On a Rule 12(b)(6) motion to dismiss, a court may consider “documents either in plaintiffs' possession or of which plaintiffs had knowledge and relied on in bringing suit,” Kalyanaram v. Am. Ass'n of Univ. Professors at the N.Y. Inst. of Tech., Inc., 742 F.3d 42, 44 n.1 (2d Cir. 2014); documents that are “integral to the complaint,” even when the plaintiff “chooses not to attach [the document] to the complaint or incorporate [the document] by reference,” Condit v. Dunne, 317 F.Supp.2d 344, 356 (S.D.N.Y. 2004) (quoting Cortec Indus., Inc. v. Sum Holding L.P., 949 F.2d 42, 47-48 (2d Cir. 1991)); “any statements or documents incorporated . . . by reference” in the pleading, Kalyanaram, 742 F.3d at 44 n.1; and “matters of which judicial notice may be taken.” Id. Among the matters of which a court may take judicial notice are public online postings, including “information publicly announced on a party's website.” Doron Precision Sys., Inc. v. FAAC, Inc., 423 F.Supp.2d 173, 179 n.8 (S.D.N.Y. 2006).

DISCUSSION

As explained further below, the Court concludes that the alleged defamatory statements constitute permissible opinion. Accordingly, Defendant's motion is GRANTED. Count III of Plaintiffs' FAC is hereby dismissed.

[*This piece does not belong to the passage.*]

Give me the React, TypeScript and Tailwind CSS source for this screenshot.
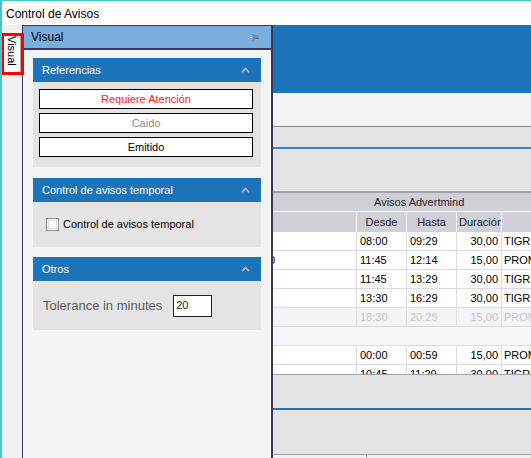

The sole question before the Court on this partial motion to dismiss is whether the July 17 Post plausibly constitutes actionable defamation. See generally Partial Mot. to Dismiss. “Under New York law[,] a defamation plaintiff must establish five elements: (1) a written defamatory statement of and concerning the plaintiff, (2) publication to a third party, (3) fault, (4) falsity of the defamatory statement, and (5) special damages or per se actionability.” Palin v. N.Y. Times Co., 940 F.3d 804, 809 (2d Cir. 2019). Here, Plaintiffs fail to establish the first element, i.e., that the July 17 Post was a defamatory statement.

Given that all five factors “must” be “established,” see Palin, 940 F.3d at 809, Plaintiffs' failure to allege the first element of their defamation claim is dispositive. Accordingly, the Court does not address whether Plaintiffs have established any other factor.

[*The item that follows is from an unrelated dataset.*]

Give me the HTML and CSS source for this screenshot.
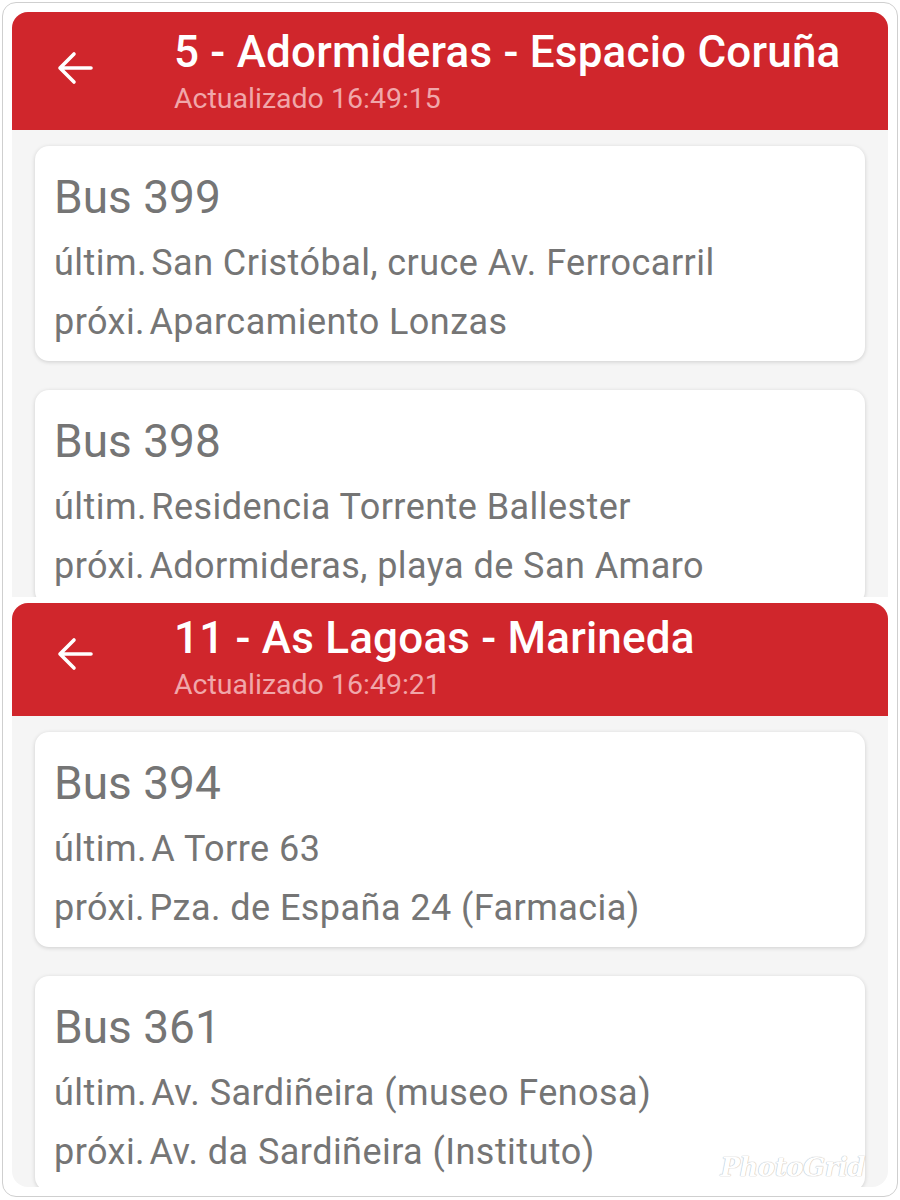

A defamatory statement is “one that exposes an individual to public hatred, shame, obloquy, contumely, odium, contempt, ridicule, aversion, ostracism, degradation, or disgrace, or induces an evil opinion of one in the minds of right-thinking persons, and deprives one of confidence and friendly intercourse in society.” Sheindlin v. Brady, 597 F.Supp.3d 607, 624 (S.D.N.Y. 2022). “Whether particular words are defamatory presents a legal question to be resolved by the court[s] in the first instance.” Celle v. Filipino Rep. Enters. Inc., 209 F.3d 163, 177 (2d Cir. 2000). The Court's analysis is guided by three principles. First, it “must give the disputed language a fair reading in the context of the publication as a whole....[and] tested against the understanding of the average reader.” Id. (emphasis in original). Second, it must “not [] strain to interpret such writings in their mildest and most inoffensive sense to hold them nonlibelous.” Id. Third, the Court must construe the words “not with the close precision expected from lawyers and judges[,] but as they would be read and understood by the public to which they are addressed.” Id. (emphasis in original).

As a threshold matter, because there is “no such thing as a false idea,” Gertz v. Robert Welch, Inc., 418 U.S. 323, 339 (1974), “courts must distinguish between statements of fact, which may be defamatory, and expressions of opinion, which are not defamatory; instead, [opinions] receive absolute protection under the New York Constitution.” Mirza v. Amar, 513 F.Supp.3d 292, 297 (E.D.N.Y. 2021). To determine whether a statement is a fact or an opinion, courts “employ a flexible approach” that “generally consider[s]” three factors:

(1) whether the specific language in issue has a precise meaning which is readily understood; (2) whether the statements are capable of being proven true or false; and (3) whether either the full context of the communication in which the statement appears or the broader social context and surrounding circumstances are such as to signal [to] readers or listeners that what is being read or heard is likely to be opinion, not fact.
Flamm v. Am. Ass'n of Univ. Women, 201 F.3d 144, 153 (2d Cir. 2000). “These criteria apply whether the defendant is a member of the media or not.” Id. With these guiding principles in mind, the Court turns to the statements challenged by Plaintiffs in this case and determines that they constitute protected opinion.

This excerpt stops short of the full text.